--- Material ---

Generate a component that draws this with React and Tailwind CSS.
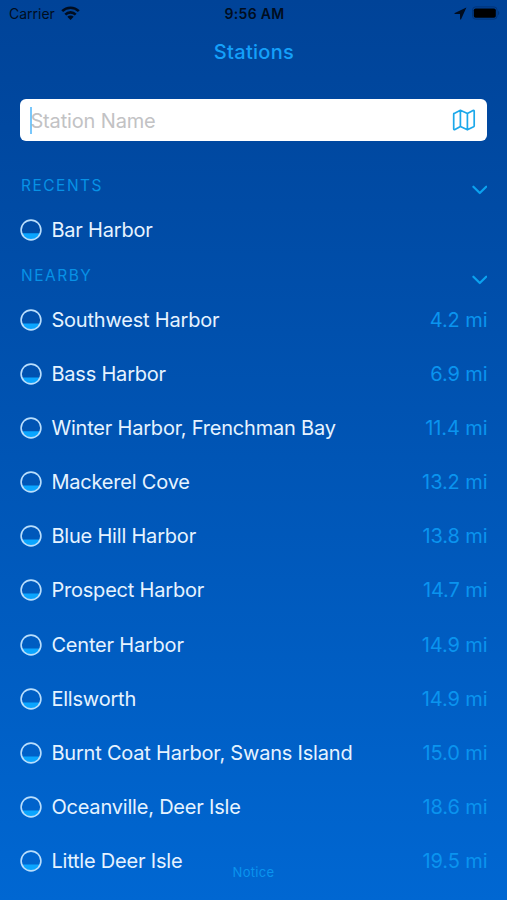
import React, { useState } from "react";

const recents = [{ name: "Bar Harbor", level: 14.2 }];

const nearby = [
  { name: "Southwest Harbor", distance: "4.2 mi", level: 14.6 },
  { name: "Bass Harbor", distance: "6.9 mi", level: 14.6 },
  { name: "Winter Harbor, Frenchman Bay", distance: "11.4 mi", level: 14.3 },
  { name: "Mackerel Cove", distance: "13.2 mi", level: 14.6 },
  { name: "Blue Hill Harbor", distance: "13.8 mi", level: 14.6 },
  { name: "Prospect Harbor", distance: "14.7 mi", level: 14.4 },
  { name: "Center Harbor", distance: "14.9 mi", level: 14.4 },
  { name: "Ellsworth", distance: "14.9 mi", level: 14.4 },
  { name: "Burnt Coat Harbor, Swans Island", distance: "15.0 mi", level: 14.4 },
  { name: "Oceanville, Deer Isle", distance: "18.6 mi", level: 14.4 },
  { name: "Little Deer Isle", distance: "19.5 mi", level: 14.4 },
];

function StatusBar() {
  return (
    <div className="grid h-7 grid-cols-3 items-center pl-[9px] pr-[7px] text-[14px] leading-none text-[#000d20]">
      <div className="flex items-center gap-[6px]">
        <span>Carrier</span>
        <svg width="19" height="14" viewBox="0 0 19 14" fill="none" stroke="currentColor" strokeWidth="2.6" className="-mt-[2px]">
          <path d="M1.2 5.2a11.7 11.7 0 0 1 16.6 0" />
          <path d="M4.3 8.6a7.3 7.3 0 0 1 10.4 0" />
          <path d="M9.5 14 6.3 10.8a4.5 4.5 0 0 1 6.4 0z" fill="currentColor" stroke="none" />
        </svg>
      </div>
      <div className="text-center font-semibold tracking-[0.3px]">9:56 AM</div>
      <div className="flex items-center justify-end gap-[5px]">
        <svg width="13" height="13" viewBox="0 0 13 13" fill="currentColor" className="-mt-px">
          <path d="M12.4.6.8 6c-.6.3-.5.9.2.9l5 .1.1 5c0 .7.7.8 1 .2z" />
        </svg>
        <svg width="28" height="14" viewBox="0 0 28 14" className="-mt-[2px]">
          <rect x=".6" y=".9" width="24.4" height="12.2" rx="3" fill="none" stroke="#003478" />
          <rect x="1.8" y="2.4" width="22" height="9.4" rx="1.8" fill="#000" />
          <path d="M26 4.8v4.4c1.8-.8 1.8-3.6 0-4.4z" fill="#003478" />
        </svg>
      </div>
    </div>
  );
}

function TideIcon({ level }) {
  // Half width of the circle at the water line
  const dy = level - 11;
  const half = Math.sqrt(100 - dy * dy);

  return (
    <svg width="22" height="22" viewBox="0 0 22 22" className="shrink-0">
      <path d={`M${11 - half} ${level}H${11 + half}A10 10 0 0 1 ${11 - half} ${level}z`} fill="#0aa5ff" />
      <circle cx="11" cy="11" r="9.9" fill="none" stroke="#b9defc" strokeWidth="1.6" />
    </svg>
  );
}

function StationRow({ station }) {
  return (
    <li className="flex h-[54.15px] items-center">
      <TideIcon level={station.level} />
      <span className="ml-[9px] flex-1 whitespace-nowrap text-[20px] tracking-[-0.2px] text-[#e6f3ff]">
        {station.name}
      </span>
      {station.distance && (
        <span className="text-[20px] tracking-[-0.1px] text-[#0a94ef]">{station.distance}</span>
      )}
    </li>
  );
}

function Section({ title, stations }) {
  const [open, setOpen] = useState(true);

  return (
    <section>
      <button
        type="button"
        onClick={() => setOpen((v) => !v)}
        aria-expanded={open}
        className="flex h-9 w-full items-center justify-between text-[#0792e6]"
      >
        <span className="mt-[3px] pl-[0.6px] text-[15.5px] leading-5 tracking-[1.5px]">{title}</span>
        <svg
          width="16"
          height="10"
          viewBox="0 0 16 10"
          fill="none"
          stroke="#0ba2ef"
          strokeWidth="2.2"
          strokeLinecap="round"
          strokeLinejoin="round"
          className={`mt-[10px] ${open ? "" : "rotate-180"}`}
        >
          <path d="m2.4 1.7 6.4 6.3 6.4-6.3" />
        </svg>
      </button>
      {open && (
        <ul>
          {stations.map((station) => (
            <StationRow key={station.name} station={station} />
          ))}
        </ul>
      )}
    </section>
  );
}

export default function App() {
  return (
    <div className="relative h-[900px] w-full overflow-hidden bg-linear-to-b from-[#004398] to-[#0067d2] font-['Inter','Liberation_Sans',sans-serif]">
      <StatusBar />

      <h1 className="mt-2 pl-px text-center text-[20px] font-medium leading-8 tracking-[0.3px] text-[#14a0fa]">
        Stations
      </h1>

      <div className="pl-[20.4px] pr-[19.6px] pt-[31px]">
        <div className="mb-[25.5px] flex h-[42px] items-center rounded-md bg-white pl-[10px] pr-[11px]">
          <div className="h-[27px] w-[2px] bg-[#79c7fb]" />
          <span className="-ml-[2px] mt-px flex-1 text-[20px] tracking-[-0.15px] text-[#c2c2c4]">Station Name</span>
          <svg
            width="24"
            height="22"
            viewBox="0 0 24 22"
            fill="none"
            stroke="#1ba8ea"
            strokeWidth="1.7"
            strokeLinejoin="round"
          >
            <path d="M2.2 4.4 8.4 1.3l7 3.2 5.6-2.9q1.2-.5 1.2.7v14.5q0 .6-.6 1l-6.2 3-7-3.3-5.4 3q-1.3.6-1.3-.7V5q0-.4.5-.6zM8.4 1.3v16.2M15.4 4.5v16.2" />
          </svg>
        </div>

        <Section title="RECENTS" stations={recents} />
        <Section title="NEARBY" stations={nearby} />
      </div>

      <button type="button" className="absolute bottom-[18px] left-1/2 -translate-x-1/2 text-[13px] leading-5 tracking-[0.3px] text-[#0a94ee]">
        Notice
      </button>
    </div>
  );
}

---

**Task requirements**
Write out the material above once more, exactly as it reads, with no pictures.

**Response for this exercise**
Generate a component that draws this with React and Tailwind CSS.
import React, { useState } from "react";

const recents = [{ name: "Bar Harbor", level: 14.2 }];

const nearby = [
  { name: "Southwest Harbor", distance: "4.2 mi", level: 14.6 },
  { name: "Bass Harbor", distance: "6.9 mi", level: 14.6 },
  { name: "Winter Harbor, Frenchman Bay", distance: "11.4 mi", level: 14.3 },
  { name: "Mackerel Cove", distance: "13.2 mi", level: 14.6 },
  { name: "Blue Hill Harbor", distance: "13.8 mi", level: 14.6 },
  { name: "Prospect Harbor", distance: "14.7 mi", level: 14.4 },
  { name: "Center Harbor", distance: "14.9 mi", level: 14.4 },
  { name: "Ellsworth", distance: "14.9 mi", level: 14.4 },
  { name: "Burnt Coat Harbor, Swans Island", distance: "15.0 mi", level: 14.4 },
  { name: "Oceanville, Deer Isle", distance: "18.6 mi", level: 14.4 },
  { name: "Little Deer Isle", distance: "19.5 mi", level: 14.4 },
];

function StatusBar() {
  return (
    <div className="grid h-7 grid-cols-3 items-center pl-[9px] pr-[7px] text-[14px] leading-none text-[#000d20]">
      <div className="flex items-center gap-[6px]">
        <span>Carrier</span>
        <svg width="19" height="14" viewBox="0 0 19 14" fill="none" stroke="currentColor" strokeWidth="2.6" className="-mt-[2px]">
          <path d="M1.2 5.2a11.7 11.7 0 0 1 16.6 0" />
          <path d="M4.3 8.6a7.3 7.3 0 0 1 10.4 0" />
          <path d="M9.5 14 6.3 10.8a4.5 4.5 0 0 1 6.4 0z" fill="currentColor" stroke="none" />
        </svg>
      </div>
      <div className="text-center font-semibold tracking-[0.3px]">9:56 AM</div>
      <div className="flex items-center justify-end gap-[5px]">
        <svg width="13" height="13" viewBox="0 0 13 13" fill="currentColor" className="-mt-px">
          <path d="M12.4.6.8 6c-.6.3-.5.9.2.9l5 .1.1 5c0 .7.7.8 1 .2z" />
        </svg>
        <svg width="28" height="14" viewBox="0 0 28 14" className="-mt-[2px]">
          <rect x=".6" y=".9" width="24.4" height="12.2" rx="3" fill="none" stroke="#003478" />
          <rect x="1.8" y="2.4" width="22" height="9.4" rx="1.8" fill="#000" />
          <path d="M26 4.8v4.4c1.8-.8 1.8-3.6 0-4.4z" fill="#003478" />
        </svg>
      </div>
    </div>
  );
}

function TideIcon({ level }) {
  // Half width of the circle at the water line
  const dy = level - 11;
  const half = Math.sqrt(100 - dy * dy);

  return (
    <svg width="22" height="22" viewBox="0 0 22 22" className="shrink-0">
      <path d={`M${11 - half} ${level}H${11 + half}A10 10 0 0 1 ${11 - half} ${level}z`} fill="#0aa5ff" />
      <circle cx="11" cy="11" r="9.9" fill="none" stroke="#b9defc" strokeWidth="1.6" />
    </svg>
  );
}

function StationRow({ station }) {
  return (
    <li className="flex h-[54.15px] items-center">
      <TideIcon level={station.level} />
      <span className="ml-[9px] flex-1 whitespace-nowrap text-[20px] tracking-[-0.2px] text-[#e6f3ff]">
        {station.name}
      </span>
      {station.distance && (
        <span className="text-[20px] tracking-[-0.1px] text-[#0a94ef]">{station.distance}</span>
      )}
    </li>
  );
}

function Section({ title, stations }) {
  const [open, setOpen] = useState(true);

  return (
    <section>
      <button
        type="button"
        onClick={() => setOpen((v) => !v)}
        aria-expanded={open}
        className="flex h-9 w-full items-center justify-between text-[#0792e6]"
      >
        <span className="mt-[3px] pl-[0.6px] text-[15.5px] leading-5 tracking-[1.5px]">{title}</span>
        <svg
          width="16"
          height="10"
          viewBox="0 0 16 10"
          fill="none"
          stroke="#0ba2ef"
          strokeWidth="2.2"
          strokeLinecap="round"
          strokeLinejoin="round"
          className={`mt-[10px] ${open ? "" : "rotate-180"}`}
        >
          <path d="m2.4 1.7 6.4 6.3 6.4-6.3" />
        </svg>
      </button>
      {open && (
        <ul>
          {stations.map((station) => (
            <StationRow key={station.name} station={station} />
          ))}
        </ul>
      )}
    </section>
  );
}

export default function App() {
  return (
    <div className="relative h-[900px] w-full overflow-hidden bg-linear-to-b from-[#004398] to-[#0067d2] font-['Inter','Liberation_Sans',sans-serif]">
      <StatusBar />

      <h1 className="mt-2 pl-px text-center text-[20px] font-medium leading-8 tracking-[0.3px] text-[#14a0fa]">
        Stations
      </h1>

      <div className="pl-[20.4px] pr-[19.6px] pt-[31px]">
        <div className="mb-[25.5px] flex h-[42px] items-center rounded-md bg-white pl-[10px] pr-[11px]">
          <div className="h-[27px] w-[2px] bg-[#79c7fb]" />
          <span className="-ml-[2px] mt-px flex-1 text-[20px] tracking-[-0.15px] text-[#c2c2c4]">Station Name</span>
          <svg
            width="24"
            height="22"
            viewBox="0 0 24 22"
            fill="none"
            stroke="#1ba8ea"
            strokeWidth="1.7"
            strokeLinejoin="round"
          >
            <path d="M2.2 4.4 8.4 1.3l7 3.2 5.6-2.9q1.2-.5 1.2.7v14.5q0 .6-.6 1l-6.2 3-7-3.3-5.4 3q-1.3.6-1.3-.7V5q0-.4.5-.6zM8.4 1.3v16.2M15.4 4.5v16.2" />
          </svg>
        </div>

        <Section title="RECENTS" stations={recents} />
        <Section title="NEARBY" stations={nearby} />
      </div>

      <button type="button" className="absolute bottom-[18px] left-1/2 -translate-x-1/2 text-[13px] leading-5 tracking-[0.3px] text-[#0a94ee]">
        Notice
      </button>
    </div>
  );
}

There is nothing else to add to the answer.